There’s a problem there.
So the next question is: Is giving 50% to those who don't even try actually an appropriate way to address it?
Giving half credit
for not doing anything is not the solution – in fact, it is counterproductive
and harmful. It teaches students many wrong lessons – that laziness
and lack of effort are worthy of reward, that points and grades are
"given" by teachers, rather than being earned by students, and that
it is not important or necessary to put any effort into school and
learning. Woody Allen famously said that “90% of
life is just showing up”, yet teachers are being pushed to give 50% credit to
students who effectively don’t even bother to “show up” – students who make no
effort, and turn nothing in.
I understand that getting an extremely low score can put a student in a place
where it is difficult (or even impossible) for them to bring the grade up, and
I will often create a grading scale where students earn a minimum of 50% for
putting in the effort – but the student has to actually make an effort in order
to earn that 50% - just as in real life, there are no free points for doing nothing. But that
is not good enough for those who demand that kids be given 50% credit for doing
nothing and making no effort.
So let's rethink this. Instead of giving away 50% for doing nothing,
why not simply adjust the rubric?
In other words, if you are giving half the points for doing nothing, then why
not just subtract that bottom 50% from the total? So instead
of giving an unearned gift of 500 of 1000 points to a student who does nothing,
makes no effort, and makes no progress towards learning, because you are
worried that it will make it impossible for them to dig themselves out of the
"F hole" by doing other assignments, just adjust the rubric to
make the "F hole" less deep.
Instead of giving away 50% credit to those who do nothing, why not just take
the bottom 50% of the points off for everyone? In other words,
adjust the rubric so that 20% earns a “D”, 40% earns a “C”, 60% earns a “B”,
and 80% earns an “A”.
Or,
we could keep stringent requirements for “A”s and “B”s at 90% and 80%, but have
broader percentage ranges for “C”s and “D”s, giving us a standard grading
rubric of 20% for a “D”, 50% for a “C”. 80% for a “B”, and 90% + for an “A”.

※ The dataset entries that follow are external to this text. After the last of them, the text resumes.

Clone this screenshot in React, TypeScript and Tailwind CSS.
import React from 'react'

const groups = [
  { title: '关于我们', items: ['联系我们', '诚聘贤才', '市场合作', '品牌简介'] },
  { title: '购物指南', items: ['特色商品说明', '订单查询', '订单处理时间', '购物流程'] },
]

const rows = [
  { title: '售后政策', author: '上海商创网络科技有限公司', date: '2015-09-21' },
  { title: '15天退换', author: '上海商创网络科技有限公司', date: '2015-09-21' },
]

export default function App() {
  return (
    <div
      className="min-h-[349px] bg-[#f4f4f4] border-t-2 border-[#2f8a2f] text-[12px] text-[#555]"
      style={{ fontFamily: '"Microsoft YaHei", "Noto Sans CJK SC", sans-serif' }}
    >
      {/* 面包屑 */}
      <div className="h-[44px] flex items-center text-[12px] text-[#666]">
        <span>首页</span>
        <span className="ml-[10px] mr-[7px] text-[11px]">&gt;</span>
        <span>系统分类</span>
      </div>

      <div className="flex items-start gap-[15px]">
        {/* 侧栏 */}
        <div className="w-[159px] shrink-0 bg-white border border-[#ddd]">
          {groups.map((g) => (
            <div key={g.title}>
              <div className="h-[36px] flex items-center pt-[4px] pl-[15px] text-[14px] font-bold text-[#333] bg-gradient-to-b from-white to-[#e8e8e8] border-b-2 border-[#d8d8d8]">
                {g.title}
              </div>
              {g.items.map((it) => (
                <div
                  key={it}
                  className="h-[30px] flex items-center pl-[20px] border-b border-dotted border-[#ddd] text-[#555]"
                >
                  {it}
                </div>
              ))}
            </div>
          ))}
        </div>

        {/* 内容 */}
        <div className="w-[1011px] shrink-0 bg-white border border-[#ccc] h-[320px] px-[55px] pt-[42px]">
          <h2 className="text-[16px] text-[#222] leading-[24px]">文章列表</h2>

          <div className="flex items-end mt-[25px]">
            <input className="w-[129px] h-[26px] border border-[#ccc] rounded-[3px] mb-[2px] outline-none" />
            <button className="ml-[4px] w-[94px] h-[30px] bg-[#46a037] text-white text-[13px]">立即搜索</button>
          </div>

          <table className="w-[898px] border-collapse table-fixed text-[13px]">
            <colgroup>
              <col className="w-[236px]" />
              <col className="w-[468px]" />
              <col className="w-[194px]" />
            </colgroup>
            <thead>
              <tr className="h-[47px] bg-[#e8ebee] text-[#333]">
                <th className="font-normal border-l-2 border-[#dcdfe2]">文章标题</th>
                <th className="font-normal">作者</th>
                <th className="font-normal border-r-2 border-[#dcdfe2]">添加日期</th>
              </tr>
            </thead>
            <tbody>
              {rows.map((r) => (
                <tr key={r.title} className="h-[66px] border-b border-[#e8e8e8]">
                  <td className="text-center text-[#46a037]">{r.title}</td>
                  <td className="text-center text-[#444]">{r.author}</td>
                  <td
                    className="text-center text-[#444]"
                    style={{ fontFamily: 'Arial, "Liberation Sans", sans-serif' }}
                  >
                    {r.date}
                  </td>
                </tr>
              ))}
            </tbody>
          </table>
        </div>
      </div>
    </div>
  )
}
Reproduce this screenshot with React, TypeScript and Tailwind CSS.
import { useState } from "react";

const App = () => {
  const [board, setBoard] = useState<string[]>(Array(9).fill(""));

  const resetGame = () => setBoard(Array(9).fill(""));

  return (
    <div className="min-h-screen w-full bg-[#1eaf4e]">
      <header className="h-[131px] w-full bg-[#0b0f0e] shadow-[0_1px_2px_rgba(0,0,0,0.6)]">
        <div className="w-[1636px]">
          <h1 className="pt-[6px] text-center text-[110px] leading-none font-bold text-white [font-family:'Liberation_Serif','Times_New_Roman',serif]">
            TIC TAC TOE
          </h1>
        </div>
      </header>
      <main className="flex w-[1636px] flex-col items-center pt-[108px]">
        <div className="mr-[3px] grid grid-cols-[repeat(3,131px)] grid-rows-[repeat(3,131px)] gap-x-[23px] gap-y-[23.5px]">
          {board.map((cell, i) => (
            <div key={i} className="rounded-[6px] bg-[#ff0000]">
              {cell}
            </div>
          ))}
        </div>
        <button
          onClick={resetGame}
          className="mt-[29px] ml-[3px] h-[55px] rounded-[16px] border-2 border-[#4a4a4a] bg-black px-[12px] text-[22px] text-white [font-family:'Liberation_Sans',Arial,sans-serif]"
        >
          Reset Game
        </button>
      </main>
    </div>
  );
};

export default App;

Adjusting the “standard grading rubric” is an ethically correct way to do
this. Pressuring teachers to give away 50% credit for doing
nothing is unethical, dishonest, unprofessional, and harmful, and it needs to stop.
One Possible Solution:
We need to simply get rid of the "standard grading rubric" and move to a "progress towards mastery" grading/tracking system.
Keep in mind that "mastery" doesn't always mean 100% or even 90% success.
I'm not a baseball fan, but I know that a MLB player is a trained expert and has achieved mastery in their field, with years of experience. They are paid millions of dollars to do the job that they have focused on for the years of training and apprenticeship. Yet if they are successful in hitting the ball and getting on base just 40% of the time (.400 batting average), they are likely to end up in the hall of fame. Even a 30% success rate (.300 batting average) is considered good (with league average percentages in the 20s).
So we need to accept the fact that, for some tasks, a success rate as low as 25% could be considered "mastery", and base our grading system accordingly. Sure, other tasks will require a higher success rate for mastery, and it should be the job of teachers - not bureaucrats - to determine what that level should be.
But not even trying is always going to be a zero, and always needs to be graded as a zero, and any "educator" or bureaucrat who demands that credit should be given when no work is accomplished - or even attempted - needs to be removed from a position where they can influence educational policy.